The shipbuilding and repair sector is an essential component of a strong national maritime industry. In Canada, it provides for the development and production of ships and equipment used domestically and internationally, provides thousands of skilled jobs, as well as serving as a key element of the industrial defence base. However, Canada's shipbuilding industry has been shaped by political forces, not market forces, primarily through subsidies, duties and government procurement policies. This makes the industry quite vulnerable and heavily reliant on political decisions. For example, recent cuts to government fleet operating budgets is of major concern to the industry.

The various regional components of the Canadian shipbuilding and repair industry are quite active. In the Atlantic region, shipyards are involved in the growing offshore oil and gas industry, supplying the Navy with new vessels, and building tugs and domestic container vessels. In Quebec, yards are primarily focused on repair and overhaul of sea-going vessels and offshore structures. In the Great Lakes, Port Weller Drydocks is working on self-unloader vessels, while on the west coast, construction and maintenance of fast ferries is the major activity.

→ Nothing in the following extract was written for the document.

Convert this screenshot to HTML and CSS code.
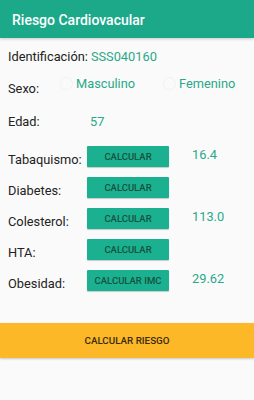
FILE: index.html
```html
<!DOCTYPE html>
<html lang="es">
  <head>
    <meta charset="UTF-8" />
    <title>Riesgo Cardiovacular</title>
    <link rel="stylesheet" href="styles.css">
  </head>
  <body>
    <div class="toolbar">Riesgo Cardiovacular</div>

    <div class="form">
      <div class="row row-id">
        <span class="label">Identificación:</span>
        <span class="value">SSS040160</span>
      </div>
      <div class="row row-sexo">
        <span class="label">Sexo:</span>
        <span class="radio"><span class="dot"></span>Masculino</span>
        <span class="radio"><span class="dot"></span>Femenino</span>
      </div>
      <div class="row row-edad">
        <span class="label">Edad:</span>
        <span class="value">57</span>
      </div>
      <div class="row row-btn row-first">
        <span class="label">Tabaquismo:</span>
        <button class="calc-btn">CALCULAR</button>
        <span class="result">16.4</span>
      </div>
      <div class="row row-btn">
        <span class="label">Diabetes:</span>
        <button class="calc-btn">CALCULAR</button>
        <span class="result"></span>
      </div>
      <div class="row row-btn">
        <span class="label">Colesterol:</span>
        <button class="calc-btn">CALCULAR</button>
        <span class="result">113.0</span>
      </div>
      <div class="row row-btn">
        <span class="label">HTA:</span>
        <button class="calc-btn">CALCULAR</button>
        <span class="result"></span>
      </div>
      <div class="row row-btn">
        <span class="label">Obesidad:</span>
        <button class="calc-btn">CALCULAR IMC</button>
        <span class="result">29.62</span>
      </div>
    </div>

    <button class="risk-btn">CALCULAR RIESGO</button>
  </body>
</html>
```

FILE: styles.css
```css
body {
  margin: 0;
  background: #fafafa;
  font-family: Roboto, "Noto Sans", sans-serif;
  color: #222;
  width: 254px;
  height: 400px;
  overflow: hidden;
}
.toolbar {
  background: #1ba98a;
  color: #fff;
  font-size: 14px;
  font-weight: 500;
  height: 38px;
  line-height: 41px;
  padding-left: 12px;
  box-shadow: 0 1px 3px rgba(0, 0, 0, 0.2);
}
.form {
  padding: 0 0 0 8px;
}
.row {
  display: flex;
  align-items: center;
  font-size: 12.8px;
}
.label {
  flex: none;
}
.row-id {
  height: 20px;
  margin-top: 8px;
}
.row-id .value {
  margin-left: 3px;
}
.value,
.result,
.radio {
  color: #2aa88a;
}
.row-sexo {
  height: 24px;
  margin-top: 5px;
}
.row-sexo .label {
  width: 52px;
  padding-top: 10px;
}
.radio {
  display: flex;
  align-items: center;
  flex: none;
  width: 103px;
}
.dot {
  width: 11px;
  height: 11px;
  border-radius: 50%;
  border: 1px solid #f2f2f2;
  margin-right: 3px;
}
.row-edad {
  height: 20px;
  margin-top: 16px;
}
.row-edad .label {
  width: 82px;
}
.row-btn {
  height: 21px;
  margin-top: 10px;
}
.row-first {
  margin-top: 15px;
}
.row-btn .label {
  width: 79px;
  padding-top: 5px;
}
.calc-btn {
  width: 82px;
  height: 21px;
  border: none;
  border-radius: 1px;
  background: #1ab090;
  color: #17503f;
  font-family: Roboto, sans-serif;
  font-size: 9.5px;
  font-weight: 500;
  padding: 0;
  box-shadow: 0 1px 1px rgba(0, 0, 0, 0.2);
}
.result {
  margin-left: 23px;
  margin-top: -4px;
}
.risk-btn {
  display: block;
  width: 254px;
  height: 35px;
  margin-top: 32px;
  border: none;
  background: #fcb826;
  color: #3a2a12;
  font-family: Roboto, sans-serif;
  font-size: 9.8px;
  font-weight: 500;
  box-shadow: 0 1px 2px rgba(0, 0, 0, 0.2);
}
```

It is beyond the scope of this backgrounder to address the many and complicated issues involved in Canada's shipbuilding industry. These include concerns about what constitutes appropriate levels of government assistance, enhancing market competitiveness, and how to penetrate markets in the United States and beyond.

Conclusions

This backgrounder has served to provide a brief glimpse of some of the more important aspects of Canadian shipping and seaborne trade. The point to stress is that shipping remains a major national and regional economic activity for Canada. As a major maritime nation, Canada will continue to rely on its marine transportation system of sea trade routes, ports and waterways to prosper in the global economy. Shipping, therefore, remains a vital Canadian strategic interest.